O fechamento da consciência brasileira
Por Filipe G. Martins. Publicado em 10 de junho de 2017.
Arquivo MSM.
Infelizmente, a frônese aristotélica parece não existir na esfera pública brasileira: normalmente, ou se adota a postura engessada de um true believer ou se adota um pragmatismo oportunista e completamente destituído de considerações de ordem moral.
O problema é que, por um lado, valores que predeterminam inflexivelmente as ações e as escolhas não são valores, mas sim fetiches, e, por outro, que o tal do pragmatismo oportunista amortece as sensibilidades, conduz à total atomização do comportamento e acarreta na dissolução dos padrões morais mais elementares, resultando num cinismo que trata com normalidade e indiferença as atitudes e as opiniões mais desprezíveis e repugnantes.
Nos dois casos, a raiz do problema é a inépcia, a falta de prudência, a completa ausência de sabedoria prática. O true believer nunca é capaz de analisar um fato concreto objetivamente e, diante de qualquer evento, parte para discussões abstratas e formalistas sobre os ideais, os princípios, as normas e os direitos, sem jamais buscar entender efetivamente o que aconteceu (ou está acontecendo) e o que está de fato em jogo; sua ambição é sempre a de transformar a realidade, jamais a de compreendê-la. O adepto do pragmatismo oportunista, por sua vez, nunca é realmente pragmático, já que, incapaz de atinar com a forma geral dos fenômenos e de compreender a relevância dos valores morais e das mentalidades, acaba aprisionado numa ilusão de poder que sempre se desmancha no ar.

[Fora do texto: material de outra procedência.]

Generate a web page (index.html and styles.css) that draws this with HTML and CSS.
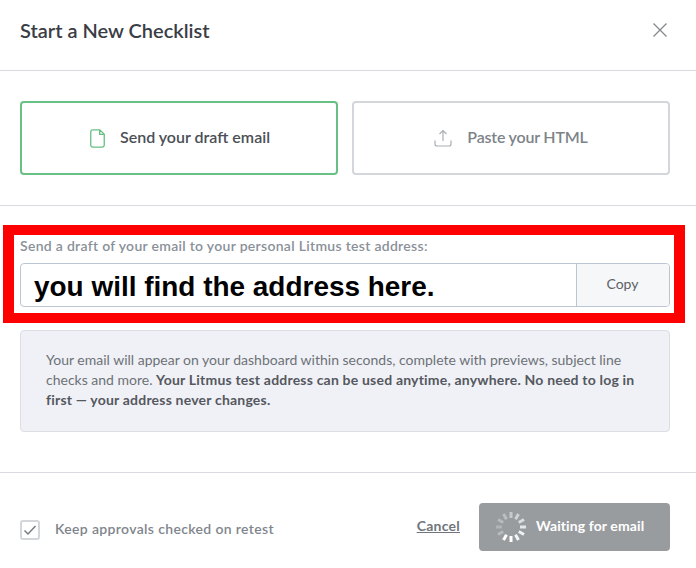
FILE: index.html
```html
<!DOCTYPE html>
<html>
	<head>
		<title>Start a New Checklist</title>
		<link rel="stylesheet" href="styles.css">
	</head>
	<body>
		<div class="modal">
			<div class="modal-header">
				<h1>Start a New Checklist</h1>
				<svg class="close" width="16" height="16" viewBox="0 0 16 16"><path d="M1.5 1.5l13 13M14.500 1.500l-13 13"/></svg>
			</div>
			<div class="options">
				<div class="option active">
					<svg width="15" height="19" viewBox="0 0 16 20"><path d="M3 .8h7.500L15.200 5.500V17a2.200 2.200 0 0 1-2.200 2.200H3A2.200 2.200 0 0 1 .8 17V3A2.200 2.200 0 0 1 3 .8zM10.300 1v4.600h4.700"/></svg>
					<span>Send your draft email</span>
				</div>
				<div class="option">
					<svg width="18" height="18" viewBox="0 0 18 18"><path d="M9 12V1.500M5.500 5L9 1.500 12.500 5M1 11.500V15a2 2 0 0 0 2 2h12a2 2 0 0 0 2-2v-3.500"/></svg>
					<span class="paste">Paste your HTML</span>
				</div>
			</div>
			<div class="address">
				<div class="highlight"></div>
				<label>Send a draft of your email to your personal Litmus test address:</label>
				<div class="address-field">
					<div class="address-value">you will find the address here.</div>
					<div class="copy">Copy</div>
				</div>
				<div class="note">
					Your email will appear on your dashboard within seconds, complete with previews, subject line checks and more. <b>Your Litmus test address can be used anytime, anywhere. No need to log in first — your address never changes.</b>
				</div>
			</div>
			<div class="modal-footer">
				<div class="keep">
					<span class="checkbox"><svg width="14" height="12" viewBox="0 0 14 12"><path d="M1.500 6.500l3.500 3.500 7.500-8"/></svg></span>
					<span>Keep approvals checked on retest</span>
				</div>
				<a class="cancel" href="#">Cancel</a>
				<div class="waiting">
					<svg class="spinner" width="32" height="32" viewBox="0 0 32 32">
						<line x1="16" y1="1" x2="16" y2="7" opacity=".45"/>
						<line x1="16" y1="1" x2="16" y2="7" opacity=".55" transform="rotate(30 16 16)"/>
						<line x1="16" y1="1" x2="16" y2="7" opacity=".65" transform="rotate(60 16 16)"/>
						<line x1="16" y1="1" x2="16" y2="7" opacity=".75" transform="rotate(90 16 16)"/>
						<line x1="16" y1="1" x2="16" y2="7" opacity=".85" transform="rotate(120 16 16)"/>
						<line x1="16" y1="1" x2="16" y2="7" opacity=".9" transform="rotate(150 16 16)"/>
						<line x1="16" y1="1" x2="16" y2="7" opacity="1" transform="rotate(180 16 16)"/>
						<line x1="16" y1="1" x2="16" y2="7" opacity="1" transform="rotate(210 16 16)"/>
						<line x1="16" y1="1" x2="16" y2="7" opacity=".3" transform="rotate(240 16 16)"/>
						<line x1="16" y1="1" x2="16" y2="7" opacity=".25" transform="rotate(270 16 16)"/>
						<line x1="16" y1="1" x2="16" y2="7" opacity=".3" transform="rotate(300 16 16)"/>
						<line x1="16" y1="1" x2="16" y2="7" opacity=".35" transform="rotate(330 16 16)"/>
					</svg>
					<span>Waiting for email</span>
				</div>
			</div>
		</div>
	</body>
</html>
```

FILE: styles.css
```css
html, body {
	margin: 0;
	background: #fff;
}
body {
	font-family: Lato, "Open Sans", sans-serif;
	color: #4b4f56;
}

.modal-header {
	display: flex;
	align-items: center;
	justify-content: space-between;
	height: 60px;
	padding: 0 28px 10px 20px;
	border-bottom: 1px solid #d9dae0;
}
.modal-header h1 {
	margin: 0;
	font-size: 20px;
	font-weight: 600;
	color: #3a3d45;
}
.close path {
	fill: none;
	stroke: #85898e;
	stroke-width: 1.300;
}

.options {
	display: grid;
	grid-template-columns: 1fr 1fr;
	gap: 14px;
	padding: 30px 26px 30px 20px;
	border-bottom: 1px solid #d9dae0;
}
.option {
	display: flex;
	align-items: center;
	justify-content: center;
	gap: 15px;
	height: 74px;
	box-sizing: border-box;
	border: 2px solid #d3d7dc;
	border-radius: 4px;
	font-size: 16px;
	font-weight: 600;
	color: #7d8389;
}
.option span {
	padding-bottom: 4px;
}
.option .paste {
	letter-spacing: -.2px;
}
.option svg {
	fill: none;
	stroke: #a9afb5;
	stroke-width: 1.200;
}
.option.active {
	padding-left: 2px;
	border-color: #68c085;
	color: #4b4f56;
}
.option.active svg {
	stroke: #68c085;
	stroke-width: 1.400;
}

.address {
	position: relative;
	padding: 31px 26px 40px 20px;
	border-bottom: 1px solid #d9dae0;
}
.highlight {
	position: absolute;
	top: 19px;
	left: 3px;
	width: 660px;
	height: 78px;
	border: solid #f00;
	border-width: 10px 11px;
}
.address label {
	display: block;
	height: 26px;
	font-size: 14px;
	line-height: 18px;
	font-weight: 600;
	letter-spacing: .3px;
	color: #8a9099;
}
.address-field {
	display: flex;
	height: 44px;
	box-sizing: border-box;
	border: 1px solid #bcc6d3;
	border-radius: 4px;
	overflow: hidden;
}
.address-value {
	flex: 1;
	padding-left: 13px;
	font-family: "Liberation Sans", Arial, sans-serif;
	font-size: 27.950px;
	font-weight: bold;
	line-height: 45px;
	color: #000;
}
.copy {
	width: 93px;
	padding-right: 1px;
	box-sizing: border-box;
	border-left: 1px solid #bcc6d3;
	background: #f6f7f9;
	font-size: 14px;
	line-height: 40px;
	text-align: center;
	color: #5c6167;
}
.note {
	margin-top: 23px;
	padding: 19px 25px 21px;
	border: 1px solid #dcdee4;
	border-radius: 4px;
	background: #f0f1f6;
	font-size: 14px;
	line-height: 20px;
	color: #6d7177;
}
.note b {
	letter-spacing: .2px;
	color: #55585f;
}

.modal-footer {
	display: flex;
	align-items: center;
	padding: 30px 26px 0 20px;
}
.keep {
	display: flex;
	flex: 1;
	align-items: center;
	gap: 15px;
	margin-top: 6px;
	font-size: 14px;
	font-weight: 600;
	letter-spacing: .35px;
	color: #7f858c;
}
.keep span:last-child {
	padding-bottom: 4px;
}
.checkbox {
	display: flex;
	align-items: center;
	justify-content: center;
	width: 16px;
	height: 16px;
	border: 2px solid #d3d7dc;
	border-radius: 3px;
}
.checkbox path {
	fill: none;
	stroke: #777c82;
	stroke-width: 1.500;
}
.cancel {
	margin-right: 19px;
	padding-bottom: 4px;
	font-size: 14px;
	font-weight: bold;
	letter-spacing: .25px;
	color: #6f757c;
}
.waiting {
	display: flex;
	align-items: center;
	gap: 9px;
	width: 191px;
	height: 48px;
	box-sizing: border-box;
	padding-left: 16px;
	border-radius: 4px;
	background: #999c9f;
	font-size: 14px;
	font-weight: bold;
	letter-spacing: .1px;
	color: #fff;
}
.waiting span {
	padding-bottom: 4px;
}
.spinner line {
	stroke: #fff;
	stroke-width: 3;
}
```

No Brasil de hoje, a maioria das pessoas se encaixa em um desses dois grupos. O utopismo irresponsável, ante-sala da mente revolucionária, explica a revolta contra a realidade dos que desejam transformar um mundo que não compreendem: cabe aí toda uma gama de pessoas, indo dos idiotas úteis aos intelectuais orgânicos e aos ideólogos de alguma proposta abstrata de mundo melhor. O falso realismo, expressão do hedonismo materialista e da carnalidade, explica a mediocridade dos carreiristas e dos dinheirtas: cabe aí toda uma gama de pessoas, indo dos que colocam a subsistência no topo das suas preocupações aos mafiosos que acreditam poder controlar tudo e todos apenas com dinheiro e influência.
A crise e a miséria que vivemos no momento atual refletem, de alguma maneira, o fechamento do nosso horizonte de consciência, de modo que somos falsamente induzidos a acreditar que não há uma terceira opção: ou escolhemos o utopismo jacobino e destruidor dos true believers; ou escolhemos o cinismo do pragmatismo oportunista, aceitando a corrupção e o aparelhamento estatal como situações permanentes e insuperáveis.
É verdade que hoje não temos uma terceira alternativa, mas se formos capazes de reconhecer o estado atual das coisas, de refletir sobre nossos erros e de recorrer à nossa inventividade, poderemos encontrá-la ou mesmo criá-la. Em 2015, essa terceira alternativa existia, ainda que em germe, nas ruas. Ela foi sacrificada em nome da falsa esperteza e da mesquinharia, quando a hegemonia da capacidade de iniciativa foi devolvida à classe política e aos operadores da máquina estatal, que agora se digladiam em uma luta fratricida que tem tudo para acabar da pior maneira possível para nós, seja lá qual for o seu desfecho.
O Brasil chegou a uma situação insustentável. Aqueles que não são parte do conflito levaram um xeque-mate dos que são. A permanência do Temer no governo é imoral e politicamente ruim, sua saída também. A perspectiva de eleições indiretas não é nada animadora, a perspectiva de eleições diretas menos ainda. A manutenção da propinocracia é insustentável, a total destruição do esquema, por sua vez, criaria um vácuo extremamente perigoso. Não há soluções e os problemas se multiplicam dia após dia. Sem o resgate do que se perdeu em 2015 (e, mais ainda, do que está perdido há algumas décadas), esse ciclo vai continuar se repetindo por muitos e muitos anos e as principais vítimas serão as pessoas comuns, com sonhos e aspirações comuns, que desejam tocar a sua vida sem se preocupar excessivamente com a política e com a politicagem. É deprimente, mas esta é a situação em que nos encontramos.